* _Problem requirements_
Set down each line of the material that follows, exactly, with no pictures.

* _Collected material_

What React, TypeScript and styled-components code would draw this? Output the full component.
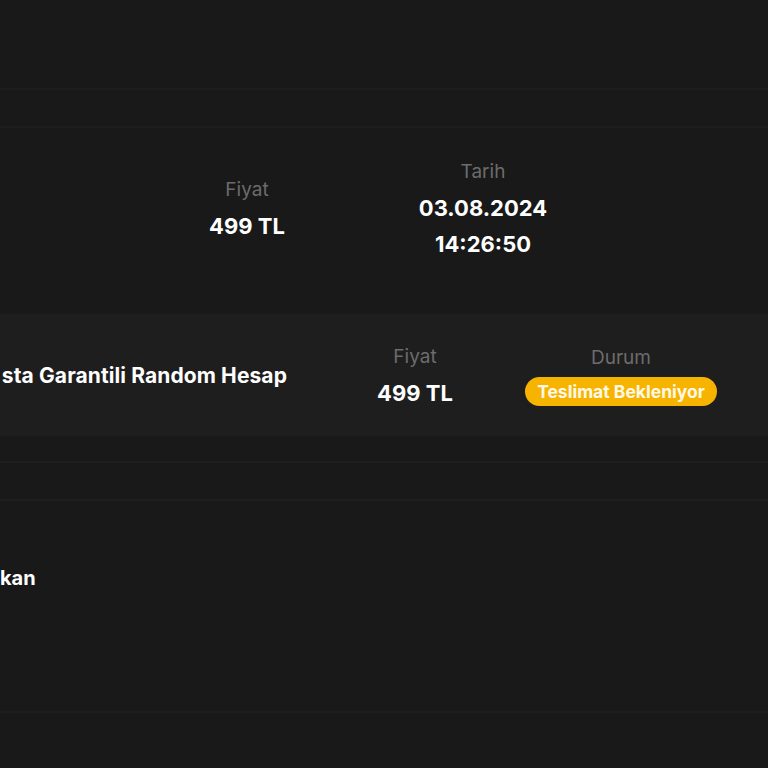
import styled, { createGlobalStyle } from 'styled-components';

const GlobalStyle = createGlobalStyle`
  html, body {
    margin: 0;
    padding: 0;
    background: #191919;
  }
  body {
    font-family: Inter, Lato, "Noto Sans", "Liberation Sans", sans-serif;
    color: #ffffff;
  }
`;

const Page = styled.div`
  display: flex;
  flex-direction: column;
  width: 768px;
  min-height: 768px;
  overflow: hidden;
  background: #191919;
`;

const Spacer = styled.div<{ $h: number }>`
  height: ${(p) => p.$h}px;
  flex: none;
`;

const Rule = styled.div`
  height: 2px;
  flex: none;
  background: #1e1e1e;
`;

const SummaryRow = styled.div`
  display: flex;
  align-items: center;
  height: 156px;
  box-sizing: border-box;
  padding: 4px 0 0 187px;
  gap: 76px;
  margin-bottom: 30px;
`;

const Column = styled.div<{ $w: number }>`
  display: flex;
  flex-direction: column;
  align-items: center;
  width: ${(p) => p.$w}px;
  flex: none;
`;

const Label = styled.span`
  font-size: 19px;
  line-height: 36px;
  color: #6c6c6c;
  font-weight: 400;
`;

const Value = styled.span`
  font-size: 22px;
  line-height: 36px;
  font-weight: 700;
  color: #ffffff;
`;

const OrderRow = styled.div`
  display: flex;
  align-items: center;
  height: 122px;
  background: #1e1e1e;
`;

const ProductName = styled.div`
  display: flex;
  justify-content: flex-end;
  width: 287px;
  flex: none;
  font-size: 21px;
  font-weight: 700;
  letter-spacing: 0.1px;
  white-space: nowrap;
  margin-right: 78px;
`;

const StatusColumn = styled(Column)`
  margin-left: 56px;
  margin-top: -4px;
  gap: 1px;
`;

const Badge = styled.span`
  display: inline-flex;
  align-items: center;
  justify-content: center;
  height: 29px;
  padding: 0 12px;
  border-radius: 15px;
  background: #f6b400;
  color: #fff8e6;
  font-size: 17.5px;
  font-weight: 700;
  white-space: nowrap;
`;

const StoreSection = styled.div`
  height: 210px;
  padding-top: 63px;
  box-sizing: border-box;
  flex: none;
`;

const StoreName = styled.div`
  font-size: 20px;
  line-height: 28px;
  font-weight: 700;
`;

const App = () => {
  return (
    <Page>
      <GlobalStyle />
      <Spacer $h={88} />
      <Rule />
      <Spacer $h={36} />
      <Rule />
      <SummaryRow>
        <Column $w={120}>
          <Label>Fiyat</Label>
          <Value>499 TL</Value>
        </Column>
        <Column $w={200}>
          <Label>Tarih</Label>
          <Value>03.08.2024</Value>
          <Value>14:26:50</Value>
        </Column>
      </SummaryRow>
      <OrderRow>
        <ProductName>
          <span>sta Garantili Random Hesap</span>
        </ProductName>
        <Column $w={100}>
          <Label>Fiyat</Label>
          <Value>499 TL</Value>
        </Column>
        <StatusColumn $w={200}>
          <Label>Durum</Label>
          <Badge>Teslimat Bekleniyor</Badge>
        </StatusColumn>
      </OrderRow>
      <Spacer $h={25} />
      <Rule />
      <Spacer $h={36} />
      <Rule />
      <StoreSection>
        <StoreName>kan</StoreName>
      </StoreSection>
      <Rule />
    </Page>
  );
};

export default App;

* _Result of the exercise_
What React, TypeScript and styled-components code would draw this? Output the full component.
import styled, { createGlobalStyle } from 'styled-components';

const GlobalStyle = createGlobalStyle`
  html, body {
    margin: 0;
    padding: 0;
    background: #191919;
  }
  body {
    font-family: Inter, Lato, "Noto Sans", "Liberation Sans", sans-serif;
    color: #ffffff;
  }
`;

const Page = styled.div`
  display: flex;
  flex-direction: column;
  width: 768px;
  min-height: 768px;
  overflow: hidden;
  background: #191919;
`;

const Spacer = styled.div<{ $h: number }>`
  height: ${(p) => p.$h}px;
  flex: none;
`;

const Rule = styled.div`
  height: 2px;
  flex: none;
  background: #1e1e1e;
`;

const SummaryRow = styled.div`
  display: flex;
  align-items: center;
  height: 156px;
  box-sizing: border-box;
  padding: 4px 0 0 187px;
  gap: 76px;
  margin-bottom: 30px;
`;

const Column = styled.div<{ $w: number }>`
  display: flex;
  flex-direction: column;
  align-items: center;
  width: ${(p) => p.$w}px;
  flex: none;
`;

const Label = styled.span`
  font-size: 19px;
  line-height: 36px;
  color: #6c6c6c;
  font-weight: 400;
`;

const Value = styled.span`
  font-size: 22px;
  line-height: 36px;
  font-weight: 700;
  color: #ffffff;
`;

const OrderRow = styled.div`
  display: flex;
  align-items: center;
  height: 122px;
  background: #1e1e1e;
`;

const ProductName = styled.div`
  display: flex;
  justify-content: flex-end;
  width: 287px;
  flex: none;
  font-size: 21px;
  font-weight: 700;
  letter-spacing: 0.1px;
  white-space: nowrap;
  margin-right: 78px;
`;

const StatusColumn = styled(Column)`
  margin-left: 56px;
  margin-top: -4px;
  gap: 1px;
`;

const Badge = styled.span`
  display: inline-flex;
  align-items: center;
  justify-content: center;
  height: 29px;
  padding: 0 12px;
  border-radius: 15px;
  background: #f6b400;
  color: #fff8e6;
  font-size: 17.5px;
  font-weight: 700;
  white-space: nowrap;
`;

const StoreSection = styled.div`
  height: 210px;
  padding-top: 63px;
  box-sizing: border-box;
  flex: none;
`;

const StoreName = styled.div`
  font-size: 20px;
  line-height: 28px;
  font-weight: 700;
`;

const App = () => {
  return (
    <Page>
      <GlobalStyle />
      <Spacer $h={88} />
      <Rule />
      <Spacer $h={36} />
      <Rule />
      <SummaryRow>
        <Column $w={120}>
          <Label>Fiyat</Label>
          <Value>499 TL</Value>
        </Column>
        <Column $w={200}>
          <Label>Tarih</Label>
          <Value>03.08.2024</Value>
          <Value>14:26:50</Value>
        </Column>
      </SummaryRow>
      <OrderRow>
        <ProductName>
          <span>sta Garantili Random Hesap</span>
        </ProductName>
        <Column $w={100}>
          <Label>Fiyat</Label>
          <Value>499 TL</Value>
        </Column>
        <StatusColumn $w={200}>
          <Label>Durum</Label>
          <Badge>Teslimat Bekleniyor</Badge>
        </StatusColumn>
      </OrderRow>
      <Spacer $h={25} />
      <Rule />
      <Spacer $h={36} />
      <Rule />
      <StoreSection>
        <StoreName>kan</StoreName>
      </StoreSection>
      <Rule />
    </Page>
  );
};

export default App;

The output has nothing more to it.